By Kevin DeMass - Special to the Daily Herald | Apr 22, 2023

Courtesy photo

Kevin DeMass

Locally owned community pharmacies, which provide a high level of personal services to patients across Utah, are increasingly under pressure from anti-consumer practices of large companies that control prescription drug benefits. Fortunately, a bipartisan group of U.S. senators are shining a bright spotlight on how these companies impact citizens’ access to medications and needlessly raise drug costs.

Pharmacy benefit managers (PBMs) have a massive impact on not only what Utahns pay for prescription drugs but also on the ability of community pharmacies to remain financially viable and service their customers. While I and other Utah pharmacists deal with PBMs daily, very few consumers are even aware of PBMs and their long-standing lack of transparency that results in needlessly higher drug costs.

I urge our two U.S. senators — Mike Lee and Mitt Romney — to support S. 127, the Pharmacy Benefit Manager Transparency Act. This is a pro-patient, pro-small-business reform bill that deserves strong support.

PBMs control virtually every aspect of the pharmaceutical supply chain and the patients it serves. PBMs develop drug formularies that identify what drugs a beneficiary can access, determine how much a pharmacy is reimbursed for their services, define what a plan sponsor pays and even own their own pharmacies. PBMs also negotiate rebates with drug manufacturers that reduce what insurance companies pay for medications. These often substantial rebates are seldom passed onto consumers. When I tell patients this when they come to our pharmacy counter, they are surprised — and not happy.

The Senate legislation would shine a bright spotlight on several practices and institute reforms that would save patients money and help protect the viability of community pharmacies.

S. 127 targets two specific problematic PBM practices.

First, PBMs often will bill employers or health plans more than what they pay to pharmacies and then they retain that profit, essentially “charging high but paying low.” This practice, known as “spread pricing,” means that your plan is paying more than it should and that, in turn, can mean higher premiums. Spread pricing is a major money generator for PBMs, as studies have shown that ending this practice would save Medicaid alone nearly $1 billion over 10 years.
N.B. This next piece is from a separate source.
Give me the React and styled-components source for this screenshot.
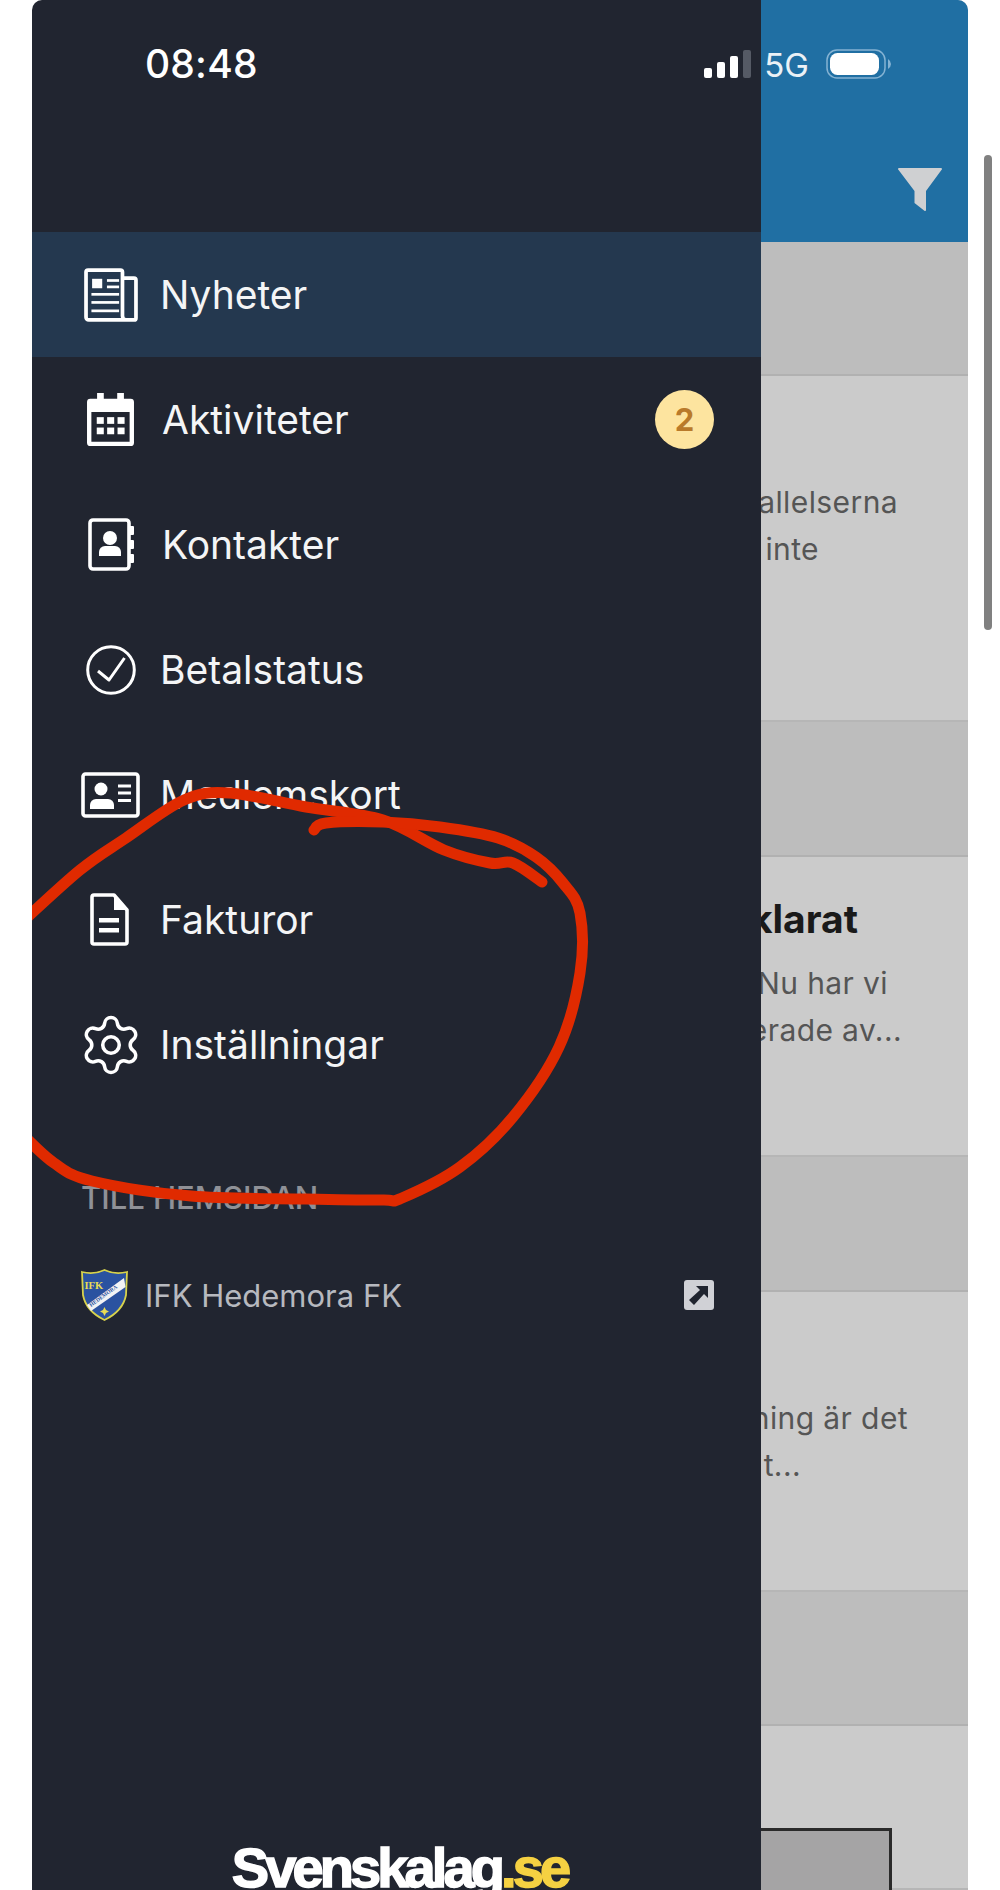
import React from 'react';
import styled, { createGlobalStyle } from 'styled-components';
import { Settings } from 'lucide-react';

const Global = createGlobalStyle`
  html, body { margin: 0; padding: 0; background: #fff; height: 1890px; overflow: hidden; }
  body { font-family: Inter, "Liberation Sans", sans-serif; }
`;
const Page = styled.div`
  width: 1000px; height: 1890px; padding-left: 32px; box-sizing: border-box; position: relative; overflow: hidden;
`;
const Phone = styled.div`
  position: relative; width: 936px; height: 1890px; display: flex; overflow: hidden;
  border-radius: 10px 10px 0 0;
`;
const Drawer = styled.nav`
  width: 729px; flex: none; height: 100%; background: #212530; display: flex; flex-direction: column;
  padding-top: 232px; box-sizing: border-box; overflow: hidden;
`;
const Row = styled.div`
  height: 125px; flex: none; display: flex; align-items: center; padding: 0 47px 0 49px; box-sizing: border-box;
  background: ${p => (p.$active ? '#24384f' : 'transparent')};
`;
const IconSlot = styled.span`
  width: 60px; height: 60px; flex: none; display: flex; align-items: center; justify-content: center;
  color: #fff; margin-right: 19px;
  svg { flex: none; transform: translateX(${p => p.$nudge || 0}px); }
`;
const Label = styled.span`
  font-size: 39px; color: #f4f5f6; font-weight: 400; flex: 1; margin-left: ${p => p.$shift || 0}px; white-space: nowrap;
`;
const Badge = styled.span`
  width: 59px; height: 59px; border-radius: 50%; background: #fde49f; color: #b97a2a; font-weight: 700; font-size: 31px;
  display: flex; align-items: center; justify-content: center;
`;
const SectionTitle = styled.div`
  margin: 77px 0 0 49px; font-size: 31px; line-height: 28px; font-weight: 500; color: #8f9197; white-space: nowrap;
`;
const SiteRow = styled.div`
  display: flex; align-items: center; margin-top: 57px; padding: 0 47px 0 49px;
`;
const SiteName = styled.span`
  flex: 1; margin-left: 17px; font-size: 31px; color: #b7b9bf;
`;
const Brand = styled.div`
  margin-top: auto; height: 50px; flex: none; text-align: center; padding-left: 6px;
  font-family: "Liberation Sans", Arial, sans-serif; font-weight: 700; font-size: 56px; line-height: 56px;
  letter-spacing: -3.9px; color: #fff; -webkit-text-stroke: 1.5px currentColor; white-space: nowrap;
`;
const BrandTld = styled.span` color: #f5d142; `;

const Content = styled.main`
  flex: 1; min-width: 0; display: flex; flex-direction: column; overflow: hidden; background: #cbcbcb;
`;
const Header = styled.header`
  height: 242px; flex: none; background: #206fa3; display: flex; justify-content: flex-end; align-items: flex-start;
  padding: 168px 26px 0 0; box-sizing: border-box;
`;
const Band = styled.div`
  height: ${p => p.$h}px; flex: none; box-sizing: border-box; background: #bdbdbd; border-bottom: 2px solid #b1b1b1;
`;
const Card = styled.article`
  height: ${p => p.$h}px; flex: none; box-sizing: border-box; background: #cbcbcb; padding-top: ${p => p.$top}px;
  border-bottom: 2px solid #b6b6b6;
`;
const Title = styled.h2`
  margin: 0 0 16px; height: 50px; line-height: 50px; font-size: 39px; font-weight: 700; color: #1a1a1a;
  display: flex; justify-content: flex-end; padding-right: ${p => p.$right}px; white-space: nowrap;
`;
const Line = styled.div`
  height: 46.5px; line-height: 46.5px; font-size: 30px; color: #555; letter-spacing: .4px;
  display: flex; justify-content: flex-end; padding-right: ${p => p.$right}px; white-space: nowrap;
`;
const Thumb = styled.div`
  height: 80px; margin-right: 76px; background: #a5a4a5; border: 3px solid #2a2a2a; border-left: 0; box-sizing: border-box;
`;
const StatusBar = styled.div`
  position: absolute; left: 0; right: 0; top: 0; height: 100px; display: flex; align-items: flex-start; color: #fff;
`;
const Clock = styled.span`
  margin: 41px 0 0 113px; font-size: 39px; line-height: 46px; font-weight: 500; letter-spacing: .2px; flex: 1;
`;
const Signal = styled.svg` margin-top: 50px; flex: none; `;
const Net = styled.span`
  margin: 45px 0 0 13px; font-size: 33px; line-height: 40px; color: #eaf1f6;
`;
const Battery = styled.svg` margin: 49px 76px 0 17px; flex: none; `;
const Scrollbar = styled.div`
  position: absolute; left: 984px; top: 155px; width: 8px; height: 475px; border-radius: 4px; background: #808080;
`;
const Scribble = styled.svg`
  position: absolute; left: -32px; top: 0; pointer-events: none;
`;

const Newspaper = () => (
  <svg width="54" height="54" viewBox="0 0 160 160" fill="#fff">
    <path d="M114 30h34a6 6 0 0 1 6 6v112a6 6 0 0 1-6 6H14a8 8 0 0 1-8-8V12a6 6 0 0 1 6-6h96a6 6 0 0 1 6 6v130a12 12 0 0 0 12 12" fill="none" stroke="#fff" strokeWidth="11" />
    <rect x="24" y="32" width="30" height="28" />
    <rect x="68" y="33" width="36" height="8" /><rect x="68" y="52" width="36" height="8" />
    <rect x="22" y="74" width="82" height="8" /><rect x="22" y="98" width="82" height="8" /><rect x="22" y="123" width="82" height="8" />
  </svg>
);
const Calendar = () => (
  <svg width="47" height="53" viewBox="0 0 140 158" fill="#fff">
    <path fillRule="evenodd" d="M30 0h20v17h40V0h20v17h20a10 10 0 0 1 10 10v121a10 10 0 0 1-10 10H10a10 10 0 0 1-10-10V27a10 10 0 0 1 10-10h20zM13 57v88h114V57z" />
    <rect x="29" y="72" width="21" height="20" /><rect x="60" y="72" width="21" height="20" /><rect x="91" y="72" width="21" height="20" />
    <rect x="29" y="103" width="21" height="20" /><rect x="60" y="103" width="21" height="20" /><rect x="91" y="103" width="21" height="20" />
  </svg>
);
const Contact = () => (
  <svg width="47" height="53" viewBox="0 0 47 53" fill="#fff">
    <rect x="2" y="2" width="39" height="49" rx="3" fill="none" stroke="#fff" strokeWidth="3.6" />
    <circle cx="22" cy="20" r="7" />
    <path d="M11 38v-4a6 6 0 0 1 6-6h10a6 6 0 0 1 6 6v4z" />
    <rect x="41" y="8" width="5" height="9" rx="1" /><rect x="41" y="22" width="5" height="9" rx="1" /><rect x="41" y="36" width="5" height="9" rx="1" />
  </svg>
);
const Check = () => (
  <svg width="50" height="50" viewBox="0 0 50 50" fill="none" stroke="#fff">
    <circle cx="25" cy="25" r="23.3" strokeWidth="3" />
    <path d="M12 26l11 9 15.5-22" strokeWidth="3" strokeLinejoin="round" />
  </svg>
);
const IdCard = () => (
  <svg width="59" height="46" viewBox="0 0 59 46" fill="#fff">
    <rect x="2" y="2" width="55" height="42" rx="2.5" fill="none" stroke="#fff" strokeWidth="3.6" />
    <circle cx="20" cy="17" r="6.5" />
    <path d="M9 37v-4a6 6 0 0 1 6-6h12a6 6 0 0 1 6 6v4z" />
    <rect x="37" y="12.5" width="13" height="3" /><rect x="37" y="19.5" width="13" height="3" /><rect x="37" y="27" width="13" height="3" />
  </svg>
);
const Doc = () => (
  <svg width="39" height="53" viewBox="0 0 39 53" fill="#fff">
    <path d="M4 2h20l13 15v32a2 2 0 0 1-2 2H4a2 2 0 0 1-2-2V4a2 2 0 0 1 2-2z" fill="none" stroke="#fff" strokeWidth="3.6" strokeLinejoin="round" />
    <path d="M24 2v15h13z" />
    <rect x="9" y="25" width="20" height="4.5" /><rect x="9" y="35" width="20" height="4.5" />
  </svg>
);
const Funnel = () => (
  <svg width="44" height="43" viewBox="0 0 44 43" fill="#cfd0d2">
    <path d="M1 0h42a1 1 0 0 1 .8 1.6L28 23v19a1 1 0 0 1-1.6.8L16.5 35V23L.2 1.600A1 1 0 0 1 1 0z" />
  </svg>
);
const External = () => (
  <svg width="30" height="30" viewBox="0 0 30 30">
    <rect width="30" height="30" rx="3" fill="#d0d1d6" />
    <path d="M12 6h12v12l-4-4-10 11-5-5 11-10z" fill="#20242f" />
  </svg>
);
const Crest = () => (
  <svg width="47" height="52" viewBox="0 0 47 52">
    <path d="M1 3Q13 6 23.5 1 34 6 46 3L45 26Q42 42 23.5 51 5 42 2 26z" fill="#2a52a0" stroke="#d7d24c" strokeWidth="1.8" />
    <path d="M6 36L43 9l1.5 9L10 42z" fill="#f2f3f5" />
    <text x="3.5" y="20" fontFamily="Liberation Serif, serif" fontWeight="700" fontSize="10.5" fill="#e7dc55">IFK</text>
    <text x="10" y="38" transform="rotate(-36 10 38)" fontFamily="Liberation Serif, serif" fontWeight="700" fontSize="5.5" fill="#2a52a0">HEDEMORA</text>
    <path d="M23.5 38l1.500 3 3 1.500-3 1.500-1.500 3-1.500-3-3-1.500 3-1.500z" fill="#e7dc55" />
  </svg>
);

const smooth = pts => {
  let d = `M${pts[0][0]} ${pts[0][1]}`;
  for (let i = 0; i < pts.length - 1; i++) {
    const p0 = pts[i - 1] || pts[i], p1 = pts[i], p2 = pts[i + 1], p3 = pts[i + 2] || p2;
    d += `C${p1[0] + (p2[0] - p0[0]) / 6} ${p1[1] + (p2[1] - p0[1]) / 6} ${p2[0] - (p3[0] - p1[0]) / 6} ${p2[1] - (p3[1] - p1[1]) / 6} ${p2[0]} ${p2[1]}`;
  }
  return d;
};
const outer = [[20, 924], [80, 870], [126, 838], [184, 800], [230, 793], [306, 807], [383, 820], [444, 850], [490, 863], [513, 863], [542, 882]];
const second = [[314, 830], [326, 823], [383, 822], [440, 827], [498, 838], [536, 857], [563, 883], [580, 913], [580, 973], [559, 1047], [513, 1117], [460, 1167], [402, 1198], [383, 1200], [306, 1199], [191, 1196], [92, 1181], [54, 1163], [20, 1132]];

const nav = [
  ['Nyheter', <Newspaper />, 0, 0, true],
  ['Aktiviteter', <Calendar />, 2, -1],
  ['Kontakter', <Contact />, 2, 0],
  ['Betalstatus', <Check />, 0, 0],
  ['Medlemskort', <IdCard />, 0, -1],
  ['Fakturor', <Doc />, 0, -2],
  ['Inställningar', <Settings size={66} strokeWidth={1.3} />, 0, 0],
];

export default function App() {
  return (
    <Page>
      <Global />
      <Phone>
        <Drawer>
          {nav.map(([name, icon, shift, nudge, active]) => (
            <Row key={name} $active={active}>
              <IconSlot $nudge={nudge}>{icon}</IconSlot>
              <Label $shift={shift}>{name}</Label>
              {name === 'Aktiviteter' && <Badge>2</Badge>}
            </Row>
          ))}
          <SectionTitle>TILL HEMSIDAN</SectionTitle>
          <SiteRow>
            <Crest />
            <SiteName>IFK Hedemora FK</SiteName>
            <External />
          </SiteRow>
          <Brand>Svenskalag<BrandTld>.se</BrandTld></Brand>
        </Drawer>
        <Content>
          <Header><Funnel /></Header>
          <Band $h={134} />
          <Card $h={346} $top={103}>
            <Line $right={70}>kallelserna</Line>
            <Line $right={149}>inte</Line>
          </Card>
          <Band $h={135} />
          <Card $h={300} $top={37}>
            <Title $right={110}>klarat</Title>
            <Line $right={80}>Nu har vi</Line>
            <Line $right={66}>erade av...</Line>
          </Card>
          <Band $h={135} />
          <Card $h={300} $top={103}>
            <Line $right={60}>ning är det</Line>
            <Line $right={167}>t...</Line>
          </Card>
          <Band $h={134} />
          <Card $h={164} $top={102}><Thumb /></Card>
        </Content>
        <StatusBar>
          <Clock>08:48</Clock>
          <Signal width="47" height="28" viewBox="0 0 47 28">
            <rect x="0" y="18" width="8" height="10" rx="2" fill="#fff" />
            <rect x="13" y="12" width="8" height="16" rx="2" fill="#fff" />
            <rect x="26" y="6" width="8" height="22" rx="2" fill="#fff" />
            <rect x="39" y="0" width="8" height="28" rx="2" fill="#555a65" />
          </Signal>
          <Net>5G</Net>
          <Battery width="66" height="30" viewBox="0 0 66 30">
            <rect x="1" y="1" width="58" height="28" rx="10" fill="none" stroke="#85b3d3" strokeWidth="1.5" />
            <rect x="4" y="4" width="49" height="22" rx="7.5" fill="#fff" />
            <path d="M62 10q3 2 3 5t-3 5z" fill="#85b3d3" />
          </Battery>
        </StatusBar>
        <Scribble width="1000" height="1890" viewBox="0 0 1000 1890" fill="none" stroke="#e02a00" strokeWidth="11" strokeLinecap="round" strokeLinejoin="round">
          <path d={smooth(outer)} />
          <path d={smooth(second)} />
        </Scribble>
      </Phone>
      <Scrollbar />
    </Page>
  );
}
Second, PBMs’ payment practices are also a focus of the Senate legislation. It is not uncommon for a pharmacy to be reimbursed for a medication below what they paid for it, which is particularly harmful to locally owned community pharmacies like mine. We don’t have hundreds of locations like major corporate-owned chains in Utah; we have one. A hit to our revenue from PBMs has a much greater impact than on chain pharmacies.

PBMs also engage in “claw backs” of payments they have already made. This happens when a PBM tells us that they are rescinding a payment to our pharmacy, often with very arbitrary reasoning.

An additional challenge facing locally owned pharmacies is that PBMs will also steer patients to obtain their medication from pharmacies — including online pharmacies — that the PBMs own or with whom they have a financial relationship. Many community pharmacists have reported hearing from their longtime local customers that they were directed to another pharmacy without their knowledge, and certainly without choosing that new pharmacy. This is another arrow shot at the heart of local, community pharmacies.

Patients across Utah are rightfully concerned about the affordability and accessibility of their prescription drugs. Increasing transparency in the cost-drivers of medicines and ensuring consumers have the option of choosing a local, community pharmacy for their prescription drug needs is vitally important in our state and across our nation.

Kevin DeMass, R. Ph., is a licensed pharmacist in the state of Utah and is the owner of the Apothecary Shoppe in Salt Lake City. The pharmacy is celebrating 50 years of serving patient needs from Logan to St. George.